---------- Supplied information

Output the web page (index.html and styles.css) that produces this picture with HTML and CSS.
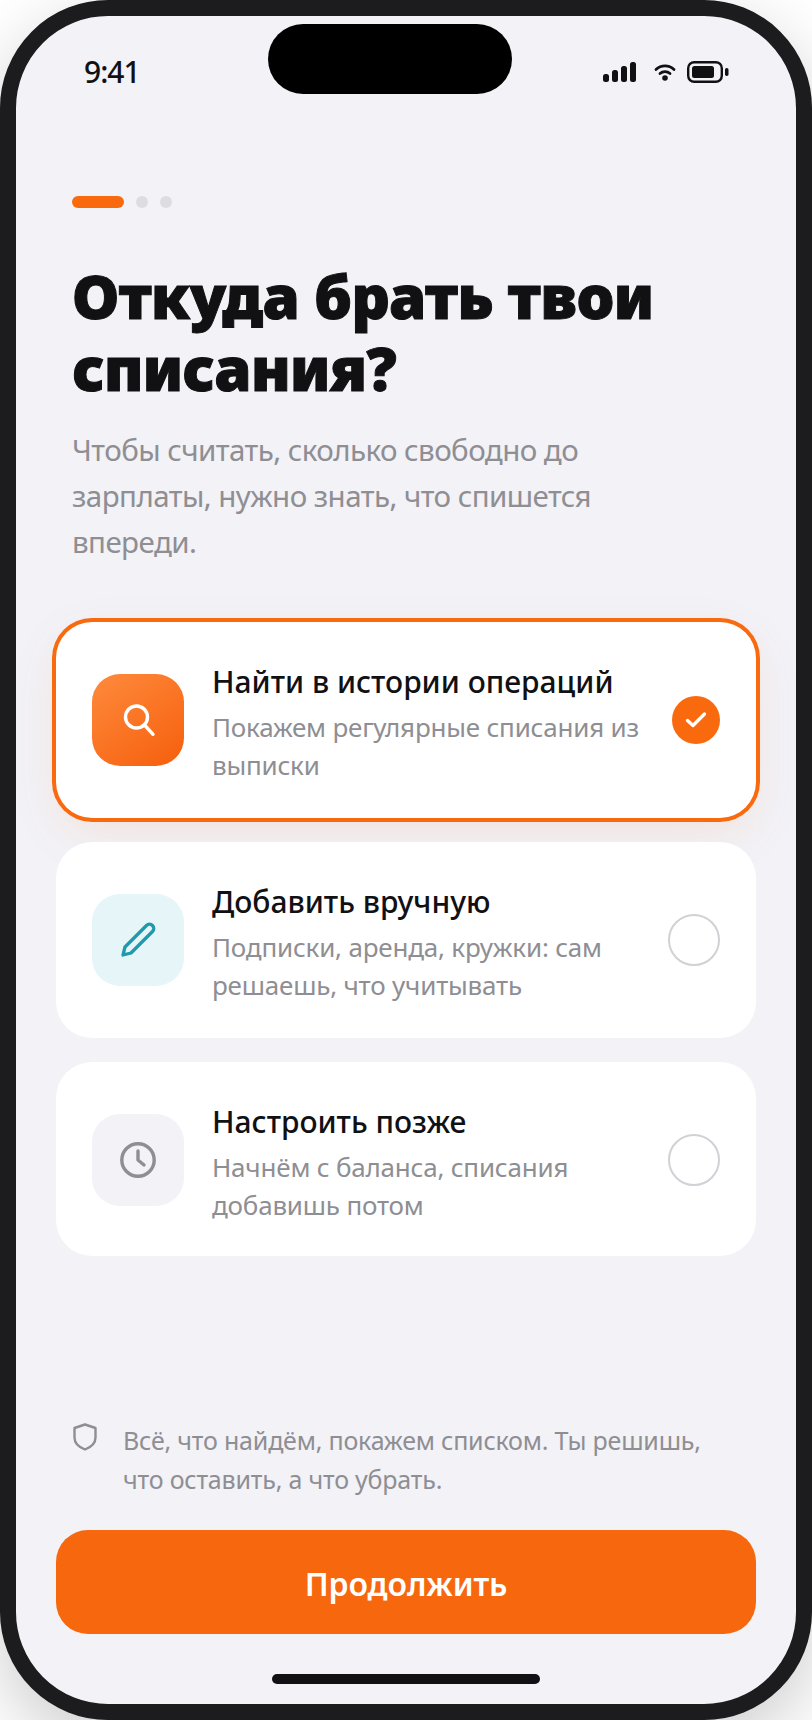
FILE: index.html
```html
<!DOCTYPE html>
<html lang="ru">
<head>
<meta charset="utf-8">
<title>Откуда брать твои списания?</title>
<link rel="stylesheet" href="styles.css">
</head>
<body>
<div class="phone">
  <div class="island"></div>
  <header class="status">
    <span class="time">9:41</span>
    <div class="status-icons">
      <svg class="i-signal" width="34" height="20" viewBox="0 0 34 20"><rect x="0" y="12" width="6" height="8" rx="2.5"/><rect x="9" y="8" width="6" height="12" rx="2.5"/><rect x="18" y="4" width="6" height="16" rx="2.5"/><rect x="27" y="0" width="6" height="20" rx="2.5"/></svg>
      <svg class="i-wifi" width="22" height="18" viewBox="0 0 22 18"><path d="M2 6.5a13 13 0 0 1 18 0M6 10.500a7.400 7.400 0 0 1 10 0" fill="none" stroke="#111114" stroke-width="2.800" stroke-linecap="round"/><circle cx="11" cy="15" r="2.800"/></svg>
      <svg class="i-batt" width="42" height="22" viewBox="0 0 42 22"><rect x="1.200" y="1.200" width="33.600" height="19.600" rx="6" fill="none" stroke="#111114" stroke-width="2.400"/><rect x="5" y="5" width="22" height="12" rx="2.500"/><rect x="38" y="7" width="3.500" height="8" rx="1.700"/></svg>
    </div>
  </header>
  <main class="content">
    <div class="progress"><span class="bar"></span><span class="dot"></span><span class="dot"></span></div>
    <h1 class="title">Откуда брать твои списания?</h1>
    <p class="lead">Чтобы считать, сколько свободно до зарплаты, нужно знать, что спишется впереди.</p>
    <div class="options">
      <div class="card card-on">
        <div class="ico ico-orange"><svg width="36" height="36" viewBox="0 0 36 36" fill="none" stroke="#fff" stroke-width="3.400" stroke-linecap="round"><circle cx="16.500" cy="15" r="11"/><path d="M25 23.500l8 8.800"/></svg></div>
        <div class="txt"><div class="t">Найти в истории операций</div><div class="s">Покажем регулярные списания из выписки</div></div>
        <div class="check"><svg width="22" height="18" viewBox="0 0 22 18" fill="none" stroke="#fff" stroke-width="3.400" stroke-linecap="round" stroke-linejoin="round"><path d="M2.500 9.500l5.500 5L19.500 3"/></svg></div>
      </div>
      <div class="card">
        <div class="ico ico-teal"><svg width="36" height="36" viewBox="0 0 36 36" fill="none" stroke="#2199ad" stroke-width="3.300" stroke-linecap="round" stroke-linejoin="round"><path d="M3 33L5 25 26.500 3.500a4.240 4.240 0 0 1 6 6L11 31z"/></svg></div>
        <div class="txt"><div class="t">Добавить вручную</div><div class="s">Подписки, аренда, кружки: сам решаешь, что учитывать</div></div>
        <div class="radio"></div>
      </div>
      <div class="card card-short">
        <div class="ico ico-gray"><svg width="36" height="36" viewBox="0 0 36 36" fill="none" stroke="#8e8e93" stroke-width="3.400" stroke-linecap="round" stroke-linejoin="round"><circle cx="18" cy="18" r="16.200"/><path d="M18 9v9l6 5"/></svg></div>
        <div class="txt"><div class="t">Настроить позже</div><div class="s">Начнём с баланса, списания добавишь потом</div></div>
        <div class="radio"></div>
      </div>
    </div>
    <div class="note">
      <svg class="i-shield" width="24" height="28" viewBox="0 0 24 28" fill="none" stroke="#8e8e93" stroke-width="2.400" stroke-linejoin="round"><path d="M12 1.500L22.500 5v9.500c0 5.500-4 9.500-10.500 12C5.500 24 1.500 20 1.500 14.500V5z"/></svg>
      <p class="note-text">Всё, что найдём, покажем списком. Ты решишь, что оставить, а что убрать.</p>
    </div>
    <button class="cta">Продолжить</button>
    <div class="home"></div>
  </main>
</div>
</body>
</html>
```

FILE: styles.css
```css
* { box-sizing: border-box; margin: 0; padding: 0; }
html, body { width: 812px; height: 1720px; background: #fff; overflow: hidden; }
body { font-family: "Noto Sans", "Open Sans", sans-serif; color: #111114; }
.phone {
  position: relative;
  width: 812px;
  height: 1720px;
  background: #f2f2f7;
  border: 16px solid #1c1c1e;
  border-radius: 108px;
  box-shadow: 0 24px 70px rgba(0, 0, 0, 0.2);
  overflow: hidden;
  display: flex;
  flex-direction: column;
}
.island {
  position: absolute;
  left: 252px;
  top: 8px;
  width: 244px;
  height: 70px;
  border-radius: 35px;
  background: #000;
}
.status {
  display: flex;
  justify-content: space-between;
  align-items: center;
  height: 72px;
  padding: 40px 67px 0 68px;
}
.time { font-size: 30px; font-weight: 500; letter-spacing: -1px; line-height: 36px; }
.status-icons { display: flex; align-items: center; }
.status-icons svg { fill: #111114; display: block; }
.i-wifi { margin-left: 17px; }
.i-batt { margin-left: 11px; }
.content { flex: 1; display: flex; flex-direction: column; padding: 108px 40px 0; }
.progress { display: flex; gap: 12px; padding-left: 16px; }
.bar { width: 52px; height: 12px; border-radius: 6px; background: #f9690e; }
.dot { width: 12px; height: 12px; border-radius: 50%; background: #dcdce1; }
.title {
  font-size: 60px;
  line-height: 72px;
  font-weight: 900;
  letter-spacing: -0.650px;
  -webkit-text-stroke: 1px #111114;
  color: #111114;
  padding-left: 16px;
  margin-top: 52px;
  width: 640px;
}
.lead {
  font-size: 29.500px;
  line-height: 46px;
  letter-spacing: -0.550px;
  color: #8e8e93;
  padding-left: 16px;
  margin-top: 23px;
  width: 580px;
}
.options { display: flex; flex-direction: column; gap: 24px; margin-top: 57px; }
.card {
  display: flex;
  align-items: center;
  height: 196px;
  padding: 0 36px;
  background: #fff;
  border-radius: 36px;
}
.card-short { height: 194px; padding-top: 2px; }
.card-on { box-shadow: 0 0 0 4px #f9690e, 0 16px 48px rgba(249, 105, 14, 0.1); }
.ico {
  flex: none;
  width: 92px;
  height: 92px;
  border-radius: 28px;
  display: flex;
  align-items: center;
  justify-content: center;
}
.ico-orange { background: linear-gradient(145deg, #ff8a3d, #f55f0c); }
.ico-teal { background: #e5f5f8; }
.ico-gray { background: #f2f2f7; }
.txt { flex: 1; margin-left: 28px; min-width: 0; padding-top: 6px; }
.t { font-size: 30px; line-height: 38px; font-weight: 500; color: #111114; }
.s { font-size: 26px; line-height: 38px; letter-spacing: -0.200px; color: #8e8e93; margin-top: 7px; padding-right: 20px; }
.check {
  flex: none;
  width: 48px;
  height: 48px;
  border-radius: 50%;
  background: #f9690e;
  display: flex;
  align-items: center;
  justify-content: center;
}
.radio { flex: none; width: 52px; height: 52px; border: 2px solid #d1d1d6; border-radius: 50%; }
.note { display: flex; gap: 26px; padding: 0 40px 0 17px; margin-top: auto; }
.i-shield { flex: none; }
.note-text { font-size: 25px; line-height: 38.500px; letter-spacing: -0.200px; color: #8e8e93; margin-top: -2px; }
.cta {
  margin-top: 32px;
  height: 104px;
  flex: none;
  border: 0;
  border-radius: 32px;
  background: #f7670d;
  color: #fff;
  font-family: inherit;
  font-size: 32px;
  font-weight: 600;
  letter-spacing: -0.100px;
  padding-top: 2px;
}
.home { width: 268px; height: 10px; border-radius: 5px; background: #111114; align-self: center; margin: 40px 0 20px; }
```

--------------------

* **Exercise**: Skip every picture and transcribe the data above exactly.

* **The reply**:
Output the web page (index.html and styles.css) that produces this picture with HTML and CSS.
FILE: index.html
```html
<!DOCTYPE html>
<html lang="ru">
<head>
<meta charset="utf-8">
<title>Откуда брать твои списания?</title>
<link rel="stylesheet" href="styles.css">
</head>
<body>
<div class="phone">
  <div class="island"></div>
  <header class="status">
    <span class="time">9:41</span>
    <div class="status-icons">
      <svg class="i-signal" width="34" height="20" viewBox="0 0 34 20"><rect x="0" y="12" width="6" height="8" rx="2.5"/><rect x="9" y="8" width="6" height="12" rx="2.5"/><rect x="18" y="4" width="6" height="16" rx="2.5"/><rect x="27" y="0" width="6" height="20" rx="2.5"/></svg>
      <svg class="i-wifi" width="22" height="18" viewBox="0 0 22 18"><path d="M2 6.5a13 13 0 0 1 18 0M6 10.500a7.400 7.400 0 0 1 10 0" fill="none" stroke="#111114" stroke-width="2.800" stroke-linecap="round"/><circle cx="11" cy="15" r="2.800"/></svg>
      <svg class="i-batt" width="42" height="22" viewBox="0 0 42 22"><rect x="1.200" y="1.200" width="33.600" height="19.600" rx="6" fill="none" stroke="#111114" stroke-width="2.400"/><rect x="5" y="5" width="22" height="12" rx="2.500"/><rect x="38" y="7" width="3.500" height="8" rx="1.700"/></svg>
    </div>
  </header>
  <main class="content">
    <div class="progress"><span class="bar"></span><span class="dot"></span><span class="dot"></span></div>
    <h1 class="title">Откуда брать твои списания?</h1>
    <p class="lead">Чтобы считать, сколько свободно до зарплаты, нужно знать, что спишется впереди.</p>
    <div class="options">
      <div class="card card-on">
        <div class="ico ico-orange"><svg width="36" height="36" viewBox="0 0 36 36" fill="none" stroke="#fff" stroke-width="3.400" stroke-linecap="round"><circle cx="16.500" cy="15" r="11"/><path d="M25 23.500l8 8.800"/></svg></div>
        <div class="txt"><div class="t">Найти в истории операций</div><div class="s">Покажем регулярные списания из выписки</div></div>
        <div class="check"><svg width="22" height="18" viewBox="0 0 22 18" fill="none" stroke="#fff" stroke-width="3.400" stroke-linecap="round" stroke-linejoin="round"><path d="M2.500 9.500l5.500 5L19.500 3"/></svg></div>
      </div>
      <div class="card">
        <div class="ico ico-teal"><svg width="36" height="36" viewBox="0 0 36 36" fill="none" stroke="#2199ad" stroke-width="3.300" stroke-linecap="round" stroke-linejoin="round"><path d="M3 33L5 25 26.500 3.500a4.240 4.240 0 0 1 6 6L11 31z"/></svg></div>
        <div class="txt"><div class="t">Добавить вручную</div><div class="s">Подписки, аренда, кружки: сам решаешь, что учитывать</div></div>
        <div class="radio"></div>
      </div>
      <div class="card card-short">
        <div class="ico ico-gray"><svg width="36" height="36" viewBox="0 0 36 36" fill="none" stroke="#8e8e93" stroke-width="3.400" stroke-linecap="round" stroke-linejoin="round"><circle cx="18" cy="18" r="16.200"/><path d="M18 9v9l6 5"/></svg></div>
        <div class="txt"><div class="t">Настроить позже</div><div class="s">Начнём с баланса, списания добавишь потом</div></div>
        <div class="radio"></div>
      </div>
    </div>
    <div class="note">
      <svg class="i-shield" width="24" height="28" viewBox="0 0 24 28" fill="none" stroke="#8e8e93" stroke-width="2.400" stroke-linejoin="round"><path d="M12 1.500L22.500 5v9.500c0 5.500-4 9.500-10.500 12C5.500 24 1.500 20 1.500 14.500V5z"/></svg>
      <p class="note-text">Всё, что найдём, покажем списком. Ты решишь, что оставить, а что убрать.</p>
    </div>
    <button class="cta">Продолжить</button>
    <div class="home"></div>
  </main>
</div>
</body>
</html>
```

FILE: styles.css
```css
* { box-sizing: border-box; margin: 0; padding: 0; }
html, body { width: 812px; height: 1720px; background: #fff; overflow: hidden; }
body { font-family: "Noto Sans", "Open Sans", sans-serif; color: #111114; }
.phone {
  position: relative;
  width: 812px;
  height: 1720px;
  background: #f2f2f7;
  border: 16px solid #1c1c1e;
  border-radius: 108px;
  box-shadow: 0 24px 70px rgba(0, 0, 0, 0.2);
  overflow: hidden;
  display: flex;
  flex-direction: column;
}
.island {
  position: absolute;
  left: 252px;
  top: 8px;
  width: 244px;
  height: 70px;
  border-radius: 35px;
  background: #000;
}
.status {
  display: flex;
  justify-content: space-between;
  align-items: center;
  height: 72px;
  padding: 40px 67px 0 68px;
}
.time { font-size: 30px; font-weight: 500; letter-spacing: -1px; line-height: 36px; }
.status-icons { display: flex; align-items: center; }
.status-icons svg { fill: #111114; display: block; }
.i-wifi { margin-left: 17px; }
.i-batt { margin-left: 11px; }
.content { flex: 1; display: flex; flex-direction: column; padding: 108px 40px 0; }
.progress { display: flex; gap: 12px; padding-left: 16px; }
.bar { width: 52px; height: 12px; border-radius: 6px; background: #f9690e; }
.dot { width: 12px; height: 12px; border-radius: 50%; background: #dcdce1; }
.title {
  font-size: 60px;
  line-height: 72px;
  font-weight: 900;
  letter-spacing: -0.650px;
  -webkit-text-stroke: 1px #111114;
  color: #111114;
  padding-left: 16px;
  margin-top: 52px;
  width: 640px;
}
.lead {
  font-size: 29.500px;
  line-height: 46px;
  letter-spacing: -0.550px;
  color: #8e8e93;
  padding-left: 16px;
  margin-top: 23px;
  width: 580px;
}
.options { display: flex; flex-direction: column; gap: 24px; margin-top: 57px; }
.card {
  display: flex;
  align-items: center;
  height: 196px;
  padding: 0 36px;
  background: #fff;
  border-radius: 36px;
}
.card-short { height: 194px; padding-top: 2px; }
.card-on { box-shadow: 0 0 0 4px #f9690e, 0 16px 48px rgba(249, 105, 14, 0.1); }
.ico {
  flex: none;
  width: 92px;
  height: 92px;
  border-radius: 28px;
  display: flex;
  align-items: center;
  justify-content: center;
}
.ico-orange { background: linear-gradient(145deg, #ff8a3d, #f55f0c); }
.ico-teal { background: #e5f5f8; }
.ico-gray { background: #f2f2f7; }
.txt { flex: 1; margin-left: 28px; min-width: 0; padding-top: 6px; }
.t { font-size: 30px; line-height: 38px; font-weight: 500; color: #111114; }
.s { font-size: 26px; line-height: 38px; letter-spacing: -0.200px; color: #8e8e93; margin-top: 7px; padding-right: 20px; }
.check {
  flex: none;
  width: 48px;
  height: 48px;
  border-radius: 50%;
  background: #f9690e;
  display: flex;
  align-items: center;
  justify-content: center;
}
.radio { flex: none; width: 52px; height: 52px; border: 2px solid #d1d1d6; border-radius: 50%; }
.note { display: flex; gap: 26px; padding: 0 40px 0 17px; margin-top: auto; }
.i-shield { flex: none; }
.note-text { font-size: 25px; line-height: 38.500px; letter-spacing: -0.200px; color: #8e8e93; margin-top: -2px; }
.cta {
  margin-top: 32px;
  height: 104px;
  flex: none;
  border: 0;
  border-radius: 32px;
  background: #f7670d;
  color: #fff;
  font-family: inherit;
  font-size: 32px;
  font-weight: 600;
  letter-spacing: -0.100px;
  padding-top: 2px;
}
.home { width: 268px; height: 10px; border-radius: 5px; background: #111114; align-self: center; margin: 40px 0 20px; }
```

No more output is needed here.